ICFM – Inlet Cubic Feet per Minute

The volumetric component of the flow rate above is CFM or Cubic Feet per Minute.  This term is commonly used in rating air compressors and pneumatic equipment.  From their history, they would calculate the volume of air being drawn into the air compressor by the size of cylinder.  With the rotations per minute of the motor, RPM, they could calculate the volumetric flow rate.  As conditions change, like altitude, temperature, and relative humidity, the value of CFM changes.  To better clarify these conditions, compressor manufacturers decided to add terms with definitions.

The first letter in front of CFM above now defines the conditions in which the volumetric air flow is being measured.  This is important for comparing pneumatic components or for properly sizing air compressors and pneumatic systems. Volume is measured in three areas: temperature, pressure, and relative humidity as seen in the Ideal Gas Law.

Equation 1:

V = n * R * T / P

V – Volume

n – Number of molecules of gas

R – Universal Gas Constant

T – Absolute Temperature

P – Absolute Pressure

The volume of air can change in reference to pressure, temperature, and the number of molecules.  Where is the relative humidity?  This would be referenced in the “n” term.  The more water vapor, or higher RH values, the fewer molecules of air are in a given volume.

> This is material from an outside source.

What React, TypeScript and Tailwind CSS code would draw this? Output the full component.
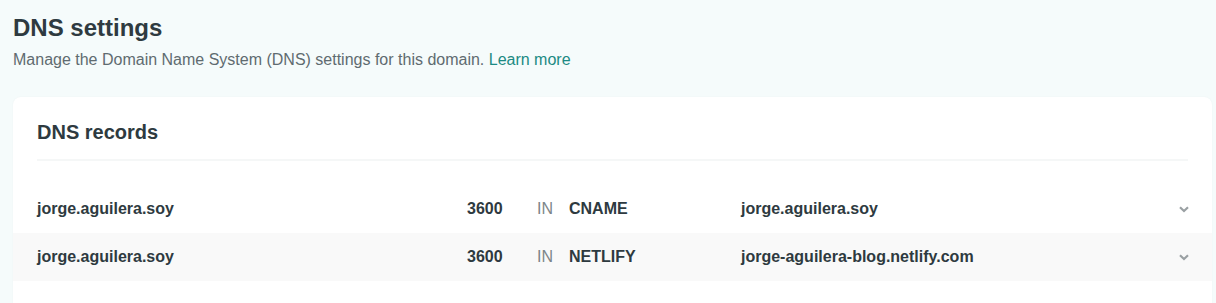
import React from 'react';

const RECORDS = [
  { name: 'jorge.aguilera.soy', ttl: '3600', type: 'CNAME', value: 'jorge.aguilera.soy' },
  { name: 'jorge.aguilera.soy', ttl: '3600', type: 'NETLIFY', value: 'jorge-aguilera-blog.netlify.com' },
];

const Chevron: React.FC = () => (
  <svg width="10" height="7" viewBox="0 0 10 7" fill="none" stroke="#9aa0a3" strokeWidth="2.2">
    <path d="M1 1.2 L5 5 L9 1.2" />
  </svg>
);

const App: React.FC = () => {
  return (
    <div className="min-h-screen bg-[#f5fbfb] px-[13px] pt-[14px] text-[#2e3a40]" style={{ fontFamily: '"Liberation Sans", Arial, sans-serif' }}>
      {/* Header */}
      <h1 className="text-[24px] font-bold leading-[28px]">DNS settings</h1>
      <p className="mt-[8px] text-[16px] leading-[20px] text-[#5f6b70]">
        Manage the Domain Name System (DNS) settings for this domain.{' '}
        <a className="text-[#1b8a83]">Learn more</a>
      </p>

      {/* Card */}
      <section className="mt-[27px] w-[1199px] rounded-lg bg-white pb-[40px] shadow-[0_0_2px_rgba(0,0,0,0.04)]">
        <div className="mx-6 border-b-2 border-[#f5f7f7] pt-[23px] pb-[15px]">
          <h2 className="text-[20px] font-bold leading-[24px]">DNS records</h2>
        </div>

        <div className="mt-[24px]">
          {RECORDS.map((r, i) => (
            <div
              key={i}
              className={`flex h-12 items-center pl-6 pr-[23px] text-[16px] font-bold ${i % 2 === 1 ? 'bg-[#f9f9f9]' : ''}`}
            >
              <span className="w-[430px]">{r.name}</span>
              <span className="w-[70px]">{r.ttl}</span>
              <span className="w-[32px] font-normal text-[#7d8589]">IN</span>
              <span className="w-[172px]">{r.type}</span>
              <span className="flex-1">{r.value}</span>
              <Chevron />
            </div>
          ))}
        </div>
      </section>
    </div>
  );
};

export default App;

SCFM is the most commonly used term, and it can be the most confusing.  The idea of this volumetric air flow is to set a reference point for comparisons.  So, no matter the pressure, temperature, or relative humidity, the volumetric air flows can be compared to each other at one reference point.  There have been many debates about an appropriate standard temperature and pressure, or STP.  But as long as you use the same reference point, then you can still compare the results.  In this blog, I will be using the Compressed Air and Gas Institute, CAGI, reference where the “Standard” condition is at 14.5 PSIA, 68oF, and 0% RH.  Since we have the reference point, we still need to know the actual conditions.  As an example, it is like having a location for a restaurant as a reference, but if you do not know your current location, you cannot find it.   Similarly, we are “moving” the air from one condition to a reference or “Standard” condition.  We will need to know where the air began in order to reach that reference point.  We will talk more about this later in this blog.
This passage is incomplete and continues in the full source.